We think this case is to be regarded, under its peculiar facts, as an exceptional one, and such as would authorize the maintenance of a suit against the foreign executors, the right sought to be enforced in the action being one strictly limited to certain property within the jurisdiction of the court unadministered and which, for the purposes of justice, it is necessary for a court of equity to control. Both the executors of Mr. McHenry’s estate were made parties to this suit; one of them has entered a general appearance and that is sufficient, under the provisions of section 1817 of the Code of Civil Procedure, to bind both of them.

Ho question can arise here of the constitutionality of section 7 of the Personal Property Law. Dittmar v. Gould (60 App. Div. 94) does not apply, and Cates v. Allen (149 U. S. 451) was decided solely upon the ground that the distinction between legal and equitable rights and remedies being rigidly maintained in the courts of the United States, a suit in equity by a general creditor to set aside fraudulent conveyances of his debtor could not be maintained in the United States courts, that remedy being available only to a judgment creditor.
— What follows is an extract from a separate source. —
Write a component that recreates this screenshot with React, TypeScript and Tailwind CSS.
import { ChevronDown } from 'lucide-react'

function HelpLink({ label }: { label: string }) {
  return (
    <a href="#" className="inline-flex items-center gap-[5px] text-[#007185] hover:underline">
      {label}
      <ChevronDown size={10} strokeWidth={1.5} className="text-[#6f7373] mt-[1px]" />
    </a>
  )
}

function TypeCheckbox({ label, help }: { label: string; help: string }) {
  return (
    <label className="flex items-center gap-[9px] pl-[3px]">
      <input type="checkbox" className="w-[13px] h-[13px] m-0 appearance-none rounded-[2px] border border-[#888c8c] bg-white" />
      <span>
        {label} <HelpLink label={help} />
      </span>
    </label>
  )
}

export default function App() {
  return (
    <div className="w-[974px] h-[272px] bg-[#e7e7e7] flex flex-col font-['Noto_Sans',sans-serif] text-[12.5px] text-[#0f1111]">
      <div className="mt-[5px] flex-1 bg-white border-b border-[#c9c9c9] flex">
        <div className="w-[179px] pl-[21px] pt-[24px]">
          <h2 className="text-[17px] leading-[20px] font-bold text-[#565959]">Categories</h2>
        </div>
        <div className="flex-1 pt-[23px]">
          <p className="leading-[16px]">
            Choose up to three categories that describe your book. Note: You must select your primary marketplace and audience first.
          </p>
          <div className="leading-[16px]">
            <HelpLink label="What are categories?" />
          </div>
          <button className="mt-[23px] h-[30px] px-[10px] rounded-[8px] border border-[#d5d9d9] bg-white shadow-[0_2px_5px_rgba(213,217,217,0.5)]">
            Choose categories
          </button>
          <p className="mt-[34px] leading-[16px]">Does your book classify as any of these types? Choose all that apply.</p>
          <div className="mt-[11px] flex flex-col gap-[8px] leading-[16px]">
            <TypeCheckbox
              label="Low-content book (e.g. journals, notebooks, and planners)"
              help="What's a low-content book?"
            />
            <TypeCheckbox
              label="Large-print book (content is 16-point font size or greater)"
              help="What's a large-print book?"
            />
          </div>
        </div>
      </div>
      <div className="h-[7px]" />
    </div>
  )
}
In the present case the McHenry executors would not be deprived of the right to a trial by jury of an issue, if they choose to raise it, respecting the existence of an indebtedness of McHenry to the plaintiff’s assignors. If, as to that, they are entitled to a jury trial as a matter of right, section 970 of the *74Code of Civil Procedure protects that right and requires the court, upon proper application, to make an order directing that method of trial, and the verdict of the jury on that issue would be conclusive in the action unless it he set aside or a new trial granted. Any objection to defect of parties defendant must be taken by demurrer.

We are, therefore, of the opinion that the judgment dismissing the complaint should be reversed and a new trial ordered, with costs to appellant to abide the event.

O’Brien and Laüghlin, JJ., concurred; Yan Brunt, P. J., and McLaughlin, J., dissented.

Judgment reversed, new trial ordered, costs to appellant to abide event.